Complexity and formats affect on re-use
How does complexity and range of data formats affect access and re-use possibilities?
Learn More: Data across research disciplines
- Choose one of the 4 specialized data repositories below, or find another data repository of interest - particularly one in a discipline you are unfamiliar with and spend some time browsing around your chosen repository to get a feel for the data available.
- Think about how the data here differs from data you are familiar with. Consider for example, format, size and access method.
- Record your reflections in the class etherpad or through discussion.
Discipline based data conventions
How could cross disciplinary research be affected by discipline data conventions? Also, think about one way cross disciplinary data access can be facilitated.
Challenge me: Let’s talk tech!
Get the ball rolling to expand awareness of the technical aspects of data management and this rapidly growing community of tech-aware data enthusiasts. What is….
- your favorite research data tech or software story or experience
- a software tool or service for research data you think others might be interested in
- a question or research data problem to crowdsource a solution.
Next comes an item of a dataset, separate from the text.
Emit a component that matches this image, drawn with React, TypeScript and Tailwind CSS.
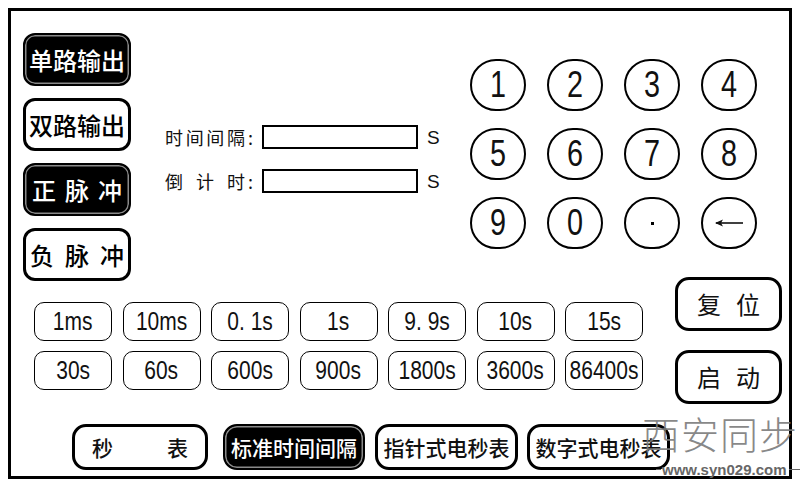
import React from "react";

const CJK = "font-['Noto_Sans_CJK_SC','Noto_Sans',sans-serif]";
const LAT = "font-['Liberation_Sans','Noto_Sans_CJK_SC',sans-serif]";

function SideBtn({ dark, children }: { dark?: boolean; children: React.ReactNode }) {
  return (
    <div
      className={
        "h-[53px] w-[108px] rounded-[12px] flex items-center justify-center text-[24px] leading-none font-medium " +
        CJK +
        (dark
          ? " bg-black text-white border-2 border-black shadow-[inset_0_0_0_1.5px_#8a8a8a]"
          : " bg-white text-black border-[3px] border-black")
      }
    >
      {children}
    </div>
  );
}

function Spread({ chars, className }: { chars: string[]; className: string }) {
  return (
    <div className={"flex justify-between w-full " + className}>
      {chars.map((c, i) => (
        <span key={i}>{c}</span>
      ))}
    </div>
  );
}

function Field({ chars }: { chars: string[] }) {
  return (
    <div className="flex items-center h-[24px]">
      <div className={"flex items-center w-[97px] text-[18px] leading-none text-[#111] " + CJK}>
        <div className="flex justify-between w-[80px]">
          {chars.map((c, i) => (
            <span key={i}>{c}</span>
          ))}
        </div>
        <span className="ml-[3px]">:</span>
      </div>
      <div className="w-[156px] h-[24px] border-2 border-black bg-white" />
      <span className={"ml-[9px] text-[19px] leading-none text-[#111] " + LAT}>S</span>
    </div>
  );
}

function Key({ children }: { children: React.ReactNode }) {
  return (
    <div className="w-[56px] h-[52px] rounded-full border-2 border-black flex items-center justify-center bg-white">
      {children}
    </div>
  );
}

function Digit({ d }: { d: string }) {
  return (
    <span className={"inline-block scale-x-[0.8] text-[36px] leading-none text-[#111] " + LAT}>{d}</span>
  );
}

function Preset({ label }: { label: string }) {
  return (
    <div className="h-[39px] rounded-[10px] border-[1.5px] border-black flex items-center justify-center bg-white overflow-visible">
      <span className={"inline-block scale-x-[0.84] text-[25px] leading-none whitespace-nowrap text-[#111] " + LAT}>
        {label}
      </span>
    </div>
  );
}

function RightBtn({ chars }: { chars: string[] }) {
  return (
    <div
      className={
        "w-[107px] h-[54px] rounded-[14px] border-[3px] border-black flex items-center justify-center gap-[15px] text-[24px] leading-none text-[#111] " +
        CJK
      }
    >
      {chars.map((c, i) => (
        <span key={i}>{c}</span>
      ))}
    </div>
  );
}

function BottomBtn({
  w,
  dark,
  children,
  className = "",
}: {
  w: string;
  dark?: boolean;
  children: React.ReactNode;
  className?: string;
}) {
  return (
    <div
      className={
        w +
        " h-[46px] rounded-[14px] flex items-center justify-center text-[21px] leading-none whitespace-nowrap font-medium " +
        CJK +
        (dark
          ? " bg-black text-white border-2 border-black shadow-[inset_0_0_0_1.5px_#8a8a8a]"
          : " bg-white text-[#111] border-[3px] border-black") +
        " " +
        className
      }
    >
      {children}
    </div>
  );
}

export default function App() {
  const presets = [
    "1ms",
    "10ms",
    "0. 1s",
    "1s",
    "9. 9s",
    "10s",
    "15s",
    "30s",
    "60s",
    "600s",
    "900s",
    "1800s",
    "3600s",
    "86400s",
  ];
  const keys = ["1", "2", "3", "4", "5", "6", "7", "8", "9", "0"];
  return (
    <div className="w-[800px] h-[486px] bg-white relative overflow-hidden">
      <div className="ml-[8px] mt-[8px] w-[784px] h-[471px] border-[3px] border-black flex flex-col">
        {/* Row A */}
        <div className="flex pt-[22px] pl-[12px]">
          <div className="flex flex-col gap-[12px]">
            <SideBtn dark>单路输出</SideBtn>
            <SideBtn>双路输出</SideBtn>
            <SideBtn dark>
              <Spread chars={["正", "脉", "冲"]} className="px-[7px]" />
            </SideBtn>
            <SideBtn>
              <Spread chars={["负", "脉", "冲"]} className="px-[4px]" />
            </SideBtn>
          </div>
          <div className="ml-[34px] w-[275px] pt-[92px] flex flex-col gap-[20px]">
            <Field chars={["时", "间", "间", "隔"]} />
            <Field chars={["倒", "计", "时"]} />
          </div>
          <div className="ml-[30px] pt-[26px]">
            <div className="grid grid-cols-[repeat(4,56px)] gap-x-[21px] gap-y-[17px]">
              {keys.map((k) => (
                <Key key={k}>
                  <Digit d={k} />
                </Key>
              ))}
              <Key>
                <div className="w-[3px] h-[3px] bg-black" />
              </Key>
              <Key>
                <svg width="32" height="12" viewBox="0 0 32 12">
                  <path d="M3 6 H30" stroke="#111" strokeWidth="1.6" fill="none" />
                  <path d="M2 6 L10 2.5 L8 6 L10 9.5 Z" fill="#111" />
                </svg>
              </Key>
            </div>
          </div>
        </div>
        {/* Row B */}
        <div className="flex pl-[23px] -mt-[4px]">
          <div className="mt-[25px] grid grid-cols-[repeat(7,78px)] gap-x-[10.5px] gap-y-[10px] self-start">
            {presets.map((p) => (
              <Preset key={p} label={p} />
            ))}
          </div>
          <div className="ml-[32px] flex flex-col gap-[19px]">
            <RightBtn chars={["复", "位"]} />
            <RightBtn chars={["启", "动"]} />
          </div>
        </div>
        {/* Bottom row */}
        <div className="flex pl-[61px] mt-[20px]">
          <BottomBtn w="w-[136px]">
            <div className="flex justify-between w-full px-[17px]">
              <span>秒</span>
              <span>表</span>
            </div>
          </BottomBtn>
          <BottomBtn w="w-[142px]" dark className="ml-[15px]">
            标准时间间隔
          </BottomBtn>
          <BottomBtn w="w-[143px]" className="ml-[10px]">
            指针式电秒表
          </BottomBtn>
          <BottomBtn w="w-[143px]" className="ml-[9px]">
            数字式电秒表
          </BottomBtn>
        </div>
      </div>
      {/* watermark */}
      <div className="absolute left-[642px] top-[414px] pointer-events-none">
        <div
          className={
            "text-[38px] leading-none tracking-[1px] font-light text-[#7c7c7c] opacity-90 whitespace-nowrap " + CJK
          }
        >
          西安同步
        </div>
      </div>
      <div className="absolute left-[656px] top-[462px] flex items-center text-[#666] pointer-events-none">
        <span className="w-[5px] h-[1.5px] bg-[#666]" />
        <span className={"text-[15px] leading-none font-bold ml-[1px] " + LAT}>www.syn029.com</span>
        <span className="ml-[2px] w-[20px] h-[1.5px] bg-[#666]" />
      </div>
    </div>
  );
}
Personal technical data audit
Conduct a personal audit on what data technical skills you have, and what skills you want to learn.
Key Points
Research data is heterogeneous in form.
Research data can be categorized into many types, such as observational, experimental, simulation, derived or compiled, and reference.
Research data are often contextualized within communities.
Technical data skills are increasingly needed to create, work with, understand and make sense of research data.